Wed. Mar 29th, 2023

Washington — The House Jan. 6 committee is holding its seventh public hearing, this time focused on the mobilization of the mob at the U.S. Capitol and the links between extremists and former President Donald Trump. 

Committee chair Rep. Bennie Thompson said in his opening statement that Trump “summoned a mob to Washington, D.C.” on Jan. 6 in a “last-ditch effort” to overturn the election results.

Committee member Rep. Jamie Raskin, who is leading Tuesday’s hearing, said that Trump sent a tweet at 1:42 a.m. on Dec. 19, 2020, after a meeting with Rudy Giuliani and others. “Big protest in D.C. on January 6th,” Trump tweeted. “Be there, will be wild!”

Raskin said this tweet “electrified” Trump’s extremist supporters to come to the Capitol on Jan. 6. “Many members of this crowd could be led to storm the Capitol, confront the vice president and Congress and overturn the election results,” Raskin said. 

While aides said the committee would not disclose who would be appearing in person due to concerns about security and potential harassment, two sources familiar with the panel’s plans told CBS News that one of the witnesses is Jason Van Tatenhove, the former national media director for the Oath Keepers. One source confirmed the second witness is Stephen Ayres, an Ohio man who was among the mob of Trump’s supporters who converged on the Capitol building near the U.S. Senate. He pleaded guilty to a charge of disorderly conduct last month.

Both Van Tatenhove and Ayres have arrived at the hearing room.

Capitol Riot Investigation
From left, Rep. Adam Schiff, D-Calif., Rep. Zoe Lofgren, D-Calif., staff counsel Dan George, Rep.
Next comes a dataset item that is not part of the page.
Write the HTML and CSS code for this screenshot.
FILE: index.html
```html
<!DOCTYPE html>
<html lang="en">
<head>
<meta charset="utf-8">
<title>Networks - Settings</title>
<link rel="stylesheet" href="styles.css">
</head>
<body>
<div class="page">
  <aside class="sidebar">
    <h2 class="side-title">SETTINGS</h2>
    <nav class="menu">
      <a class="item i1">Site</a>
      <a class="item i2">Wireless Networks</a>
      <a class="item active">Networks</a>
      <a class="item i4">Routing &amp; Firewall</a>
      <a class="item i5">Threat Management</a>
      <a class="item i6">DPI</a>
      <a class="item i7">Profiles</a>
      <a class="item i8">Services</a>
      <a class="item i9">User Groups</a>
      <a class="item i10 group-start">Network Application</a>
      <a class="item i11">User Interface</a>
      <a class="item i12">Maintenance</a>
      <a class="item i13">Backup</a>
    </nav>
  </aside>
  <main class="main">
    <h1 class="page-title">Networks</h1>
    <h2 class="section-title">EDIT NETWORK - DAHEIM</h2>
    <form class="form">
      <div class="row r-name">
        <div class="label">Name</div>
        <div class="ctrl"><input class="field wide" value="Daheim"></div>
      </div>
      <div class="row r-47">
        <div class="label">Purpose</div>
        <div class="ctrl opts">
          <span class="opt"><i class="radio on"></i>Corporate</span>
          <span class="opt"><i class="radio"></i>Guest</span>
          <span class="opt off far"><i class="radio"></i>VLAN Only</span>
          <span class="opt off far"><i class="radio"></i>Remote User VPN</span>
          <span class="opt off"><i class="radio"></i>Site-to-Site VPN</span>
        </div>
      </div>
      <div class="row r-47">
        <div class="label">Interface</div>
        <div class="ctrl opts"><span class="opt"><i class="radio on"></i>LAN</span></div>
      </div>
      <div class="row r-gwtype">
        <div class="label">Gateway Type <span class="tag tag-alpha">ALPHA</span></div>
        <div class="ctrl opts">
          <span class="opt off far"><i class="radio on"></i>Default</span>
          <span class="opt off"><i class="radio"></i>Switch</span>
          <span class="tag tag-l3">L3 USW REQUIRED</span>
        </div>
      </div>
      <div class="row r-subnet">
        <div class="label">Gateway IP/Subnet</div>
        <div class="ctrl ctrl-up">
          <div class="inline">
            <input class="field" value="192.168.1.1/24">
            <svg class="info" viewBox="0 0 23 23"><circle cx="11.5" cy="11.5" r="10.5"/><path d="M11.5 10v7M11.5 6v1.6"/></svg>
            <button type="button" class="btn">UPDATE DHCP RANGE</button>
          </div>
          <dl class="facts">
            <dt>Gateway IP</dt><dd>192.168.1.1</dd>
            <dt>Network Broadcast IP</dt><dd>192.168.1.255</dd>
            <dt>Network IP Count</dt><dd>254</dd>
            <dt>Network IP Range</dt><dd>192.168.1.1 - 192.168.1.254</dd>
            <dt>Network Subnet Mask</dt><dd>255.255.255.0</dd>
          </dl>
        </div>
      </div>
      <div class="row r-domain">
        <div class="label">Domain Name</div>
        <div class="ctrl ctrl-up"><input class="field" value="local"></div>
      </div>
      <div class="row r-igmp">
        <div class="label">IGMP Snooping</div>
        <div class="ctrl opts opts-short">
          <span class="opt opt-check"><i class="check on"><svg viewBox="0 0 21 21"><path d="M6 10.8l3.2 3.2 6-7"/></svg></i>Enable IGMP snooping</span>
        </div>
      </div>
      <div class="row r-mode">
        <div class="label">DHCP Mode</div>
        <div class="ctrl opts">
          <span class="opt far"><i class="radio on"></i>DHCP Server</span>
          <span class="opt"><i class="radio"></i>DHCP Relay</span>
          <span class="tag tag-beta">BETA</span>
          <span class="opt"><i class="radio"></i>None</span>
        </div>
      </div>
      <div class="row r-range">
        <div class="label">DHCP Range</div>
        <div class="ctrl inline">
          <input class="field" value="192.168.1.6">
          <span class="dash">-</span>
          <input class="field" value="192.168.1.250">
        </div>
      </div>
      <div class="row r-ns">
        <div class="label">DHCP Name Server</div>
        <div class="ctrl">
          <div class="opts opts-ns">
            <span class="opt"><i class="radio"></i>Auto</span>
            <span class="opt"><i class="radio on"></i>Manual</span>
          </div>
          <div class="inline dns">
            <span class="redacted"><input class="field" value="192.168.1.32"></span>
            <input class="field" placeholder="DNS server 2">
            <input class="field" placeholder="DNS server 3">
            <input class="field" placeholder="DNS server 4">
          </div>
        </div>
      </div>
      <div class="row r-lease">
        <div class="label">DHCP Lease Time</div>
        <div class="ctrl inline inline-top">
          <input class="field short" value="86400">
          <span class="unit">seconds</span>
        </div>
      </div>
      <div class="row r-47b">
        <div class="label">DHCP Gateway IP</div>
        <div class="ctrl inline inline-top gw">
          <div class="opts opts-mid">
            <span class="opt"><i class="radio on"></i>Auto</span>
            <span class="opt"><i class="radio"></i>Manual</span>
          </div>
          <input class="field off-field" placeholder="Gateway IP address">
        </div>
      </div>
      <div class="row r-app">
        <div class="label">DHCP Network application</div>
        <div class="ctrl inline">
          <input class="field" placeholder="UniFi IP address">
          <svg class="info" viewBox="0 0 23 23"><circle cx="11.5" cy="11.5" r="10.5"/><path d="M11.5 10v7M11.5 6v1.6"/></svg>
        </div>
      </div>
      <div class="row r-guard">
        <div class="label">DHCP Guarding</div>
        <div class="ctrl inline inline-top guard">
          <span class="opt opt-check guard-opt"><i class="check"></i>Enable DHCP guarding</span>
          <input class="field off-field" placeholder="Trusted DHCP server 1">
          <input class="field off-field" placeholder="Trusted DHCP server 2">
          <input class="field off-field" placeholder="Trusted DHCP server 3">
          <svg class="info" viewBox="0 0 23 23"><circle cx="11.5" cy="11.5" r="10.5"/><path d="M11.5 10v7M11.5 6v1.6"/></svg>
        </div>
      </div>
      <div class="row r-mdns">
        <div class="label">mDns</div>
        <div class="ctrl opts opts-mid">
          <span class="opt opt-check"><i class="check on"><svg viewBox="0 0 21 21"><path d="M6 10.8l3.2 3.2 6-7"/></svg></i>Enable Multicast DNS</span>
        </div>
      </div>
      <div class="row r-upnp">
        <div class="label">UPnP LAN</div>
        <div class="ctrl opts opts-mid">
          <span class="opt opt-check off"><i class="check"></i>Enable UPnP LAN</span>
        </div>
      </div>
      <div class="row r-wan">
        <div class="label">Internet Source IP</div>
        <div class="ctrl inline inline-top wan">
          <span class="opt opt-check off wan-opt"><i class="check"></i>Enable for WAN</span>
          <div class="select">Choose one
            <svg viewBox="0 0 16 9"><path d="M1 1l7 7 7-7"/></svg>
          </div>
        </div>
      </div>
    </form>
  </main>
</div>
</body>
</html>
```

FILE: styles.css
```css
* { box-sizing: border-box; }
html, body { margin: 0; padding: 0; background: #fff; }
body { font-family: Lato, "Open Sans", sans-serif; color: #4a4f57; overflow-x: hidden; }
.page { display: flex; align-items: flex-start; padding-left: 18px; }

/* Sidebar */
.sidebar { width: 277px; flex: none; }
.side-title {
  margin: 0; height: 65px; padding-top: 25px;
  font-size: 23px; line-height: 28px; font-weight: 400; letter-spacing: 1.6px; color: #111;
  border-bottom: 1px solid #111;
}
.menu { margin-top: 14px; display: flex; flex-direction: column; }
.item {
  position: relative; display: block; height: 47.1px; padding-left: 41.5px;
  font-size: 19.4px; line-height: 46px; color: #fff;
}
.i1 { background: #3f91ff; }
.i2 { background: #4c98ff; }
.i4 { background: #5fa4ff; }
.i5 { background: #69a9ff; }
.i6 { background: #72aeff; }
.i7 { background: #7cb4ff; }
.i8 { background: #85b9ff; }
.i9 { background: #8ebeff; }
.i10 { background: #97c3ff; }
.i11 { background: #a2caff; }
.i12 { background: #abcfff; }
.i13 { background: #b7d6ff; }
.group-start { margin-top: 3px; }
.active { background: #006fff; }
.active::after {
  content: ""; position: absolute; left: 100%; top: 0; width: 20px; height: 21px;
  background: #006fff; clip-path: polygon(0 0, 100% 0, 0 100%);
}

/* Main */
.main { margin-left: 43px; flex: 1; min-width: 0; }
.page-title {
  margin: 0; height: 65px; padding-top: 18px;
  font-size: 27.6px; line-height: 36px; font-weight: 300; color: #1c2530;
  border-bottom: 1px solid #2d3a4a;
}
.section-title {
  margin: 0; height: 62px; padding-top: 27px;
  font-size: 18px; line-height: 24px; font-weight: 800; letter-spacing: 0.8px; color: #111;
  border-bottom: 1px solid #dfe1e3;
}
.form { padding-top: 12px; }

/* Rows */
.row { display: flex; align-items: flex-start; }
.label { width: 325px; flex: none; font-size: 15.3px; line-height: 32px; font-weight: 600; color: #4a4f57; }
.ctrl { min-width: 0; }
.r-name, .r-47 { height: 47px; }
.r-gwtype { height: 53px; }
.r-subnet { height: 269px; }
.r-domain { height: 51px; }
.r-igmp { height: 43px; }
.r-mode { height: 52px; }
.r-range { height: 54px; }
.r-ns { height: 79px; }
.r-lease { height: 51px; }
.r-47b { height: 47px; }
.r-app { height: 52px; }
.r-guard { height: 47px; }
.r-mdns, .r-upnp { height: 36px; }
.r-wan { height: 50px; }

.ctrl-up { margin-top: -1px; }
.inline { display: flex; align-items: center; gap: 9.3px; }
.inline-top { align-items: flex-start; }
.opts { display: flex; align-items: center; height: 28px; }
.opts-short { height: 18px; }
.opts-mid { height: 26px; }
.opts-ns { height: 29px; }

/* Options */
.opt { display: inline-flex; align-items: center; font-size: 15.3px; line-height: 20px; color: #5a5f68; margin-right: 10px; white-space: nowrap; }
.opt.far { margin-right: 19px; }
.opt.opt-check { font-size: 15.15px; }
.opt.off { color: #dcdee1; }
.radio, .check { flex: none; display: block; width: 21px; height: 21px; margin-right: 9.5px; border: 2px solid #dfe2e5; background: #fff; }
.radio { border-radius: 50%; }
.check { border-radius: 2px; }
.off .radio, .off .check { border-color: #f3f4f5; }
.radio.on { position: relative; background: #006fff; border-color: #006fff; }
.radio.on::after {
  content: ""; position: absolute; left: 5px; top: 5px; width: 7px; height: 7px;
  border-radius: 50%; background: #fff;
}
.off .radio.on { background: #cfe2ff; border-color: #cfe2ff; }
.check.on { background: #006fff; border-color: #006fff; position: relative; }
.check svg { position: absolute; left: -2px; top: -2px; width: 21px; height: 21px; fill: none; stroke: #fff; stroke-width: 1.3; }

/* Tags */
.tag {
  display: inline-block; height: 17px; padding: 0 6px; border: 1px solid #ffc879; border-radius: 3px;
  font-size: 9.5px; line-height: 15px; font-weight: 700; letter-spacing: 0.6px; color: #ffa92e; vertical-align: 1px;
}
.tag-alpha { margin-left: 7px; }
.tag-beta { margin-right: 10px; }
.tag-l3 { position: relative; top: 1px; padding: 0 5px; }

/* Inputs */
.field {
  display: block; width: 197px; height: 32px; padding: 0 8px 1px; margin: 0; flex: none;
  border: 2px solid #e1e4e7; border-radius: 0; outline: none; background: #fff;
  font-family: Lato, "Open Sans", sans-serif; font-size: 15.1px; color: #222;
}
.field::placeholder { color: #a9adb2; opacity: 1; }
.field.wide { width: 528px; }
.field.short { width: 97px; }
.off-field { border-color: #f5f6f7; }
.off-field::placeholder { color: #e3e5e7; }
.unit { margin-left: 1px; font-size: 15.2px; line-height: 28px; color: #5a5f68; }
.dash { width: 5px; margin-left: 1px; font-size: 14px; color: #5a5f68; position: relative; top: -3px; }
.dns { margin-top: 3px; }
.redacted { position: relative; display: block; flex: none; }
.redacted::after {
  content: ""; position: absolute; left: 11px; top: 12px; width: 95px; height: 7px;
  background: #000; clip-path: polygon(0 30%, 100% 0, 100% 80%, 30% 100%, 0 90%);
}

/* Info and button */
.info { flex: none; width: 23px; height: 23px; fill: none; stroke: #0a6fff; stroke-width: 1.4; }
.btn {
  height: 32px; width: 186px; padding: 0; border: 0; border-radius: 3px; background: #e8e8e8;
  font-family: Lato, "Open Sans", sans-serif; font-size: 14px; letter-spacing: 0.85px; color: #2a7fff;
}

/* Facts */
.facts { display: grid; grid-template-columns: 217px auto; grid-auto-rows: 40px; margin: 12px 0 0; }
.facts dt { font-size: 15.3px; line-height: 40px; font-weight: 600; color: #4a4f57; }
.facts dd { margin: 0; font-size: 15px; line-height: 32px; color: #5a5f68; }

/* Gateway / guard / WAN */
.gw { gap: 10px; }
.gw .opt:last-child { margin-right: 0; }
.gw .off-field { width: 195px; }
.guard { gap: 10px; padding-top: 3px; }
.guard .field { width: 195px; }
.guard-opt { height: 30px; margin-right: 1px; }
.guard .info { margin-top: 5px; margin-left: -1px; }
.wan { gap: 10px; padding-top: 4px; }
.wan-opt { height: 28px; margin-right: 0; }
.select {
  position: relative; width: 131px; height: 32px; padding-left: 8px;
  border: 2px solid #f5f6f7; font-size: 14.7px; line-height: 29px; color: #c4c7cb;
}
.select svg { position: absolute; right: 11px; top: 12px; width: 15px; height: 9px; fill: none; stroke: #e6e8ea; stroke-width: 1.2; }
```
Stephanie Murphy, D-Fla., Chairman Rep. Bennie Thompson, D-Miss., Vice Chair Rep. Liz Cheney, R-Wyo., Rep. Jamie Raskin, D-Md., staff counsel Candyce Phoenix, Rep. Adam Kinzinger, R-Ill., and Rep. Elaine Luria, D-Va., sit on the dais as the House select committee investigating the Jan. 6 attack on the U.S. Capitol holds a hearing at the Capitol in Washington, Tuesday, July 12, 2022.

J. Scott Applewhite / AP


Committee vice chair Rep. Liz Cheney said in her opening statement that there will also be excerpts from Trump White House counsel Pat Cipollone, who testified before the committee last week.  

The House Jan. 6 committee has held seven public hearings in June and July to showcase the evidence they have gathered during the 11-month investigation. The committee has heard hundreds of hours of testimony, including from some of the core members of Trump’s inner circle. 

In addition to the information on pressure campaigns, the committee has also unveiled new details on the scheme allegedly proposed by Trump allies to put forward phony electors from several battleground states that President Biden won.

On June 28, Cassidy Hutchinson, a former aide to Trump chief of staff Mark Meadows, testified publicly in a hastily added hearing. Her blockbuster testimony included that Trump was told the crowd at the Ellipse on Jan. 6 had guns and other weapons, and that the former president wanted to join them on the way to the Capitol. She also said she was told that Trump lunged towards a Secret Service agent in a presidential vehicle. 

Hutchinson also testified that Meadows told her in the days leading up to Jan. 6 that, “There’s a lot going on Cass, but I don’t know, things might get real, real bad on Jan. 6.”

This weekend, attorneys for Trump ally Steve Bannon, who has been charged by the Justice Department for refusing to comply with a subpoena to testify, sent a letter to the committee saying he is willing to testify publicly. 

Bannon has cited executive privilege in his refusal to testify, but Trump sent a letter to Bannon’s lawyers waiving executive privilege. Mr. Biden has rejected Trump’s claims of executive privilege, and the Supreme Court in January declined a request from the former president to shield a trove of his White House records, over which he initially asserted executive privilege.

The Justice Department on Monday questioned Bannon’s newfound willingness to testify, noting his about-face comes at the “eleventh hour,” as his contempt trial is set to begin July 18, and “is not a genuine effort to meet his obligations but a last-ditch attempt to avoid accountability.”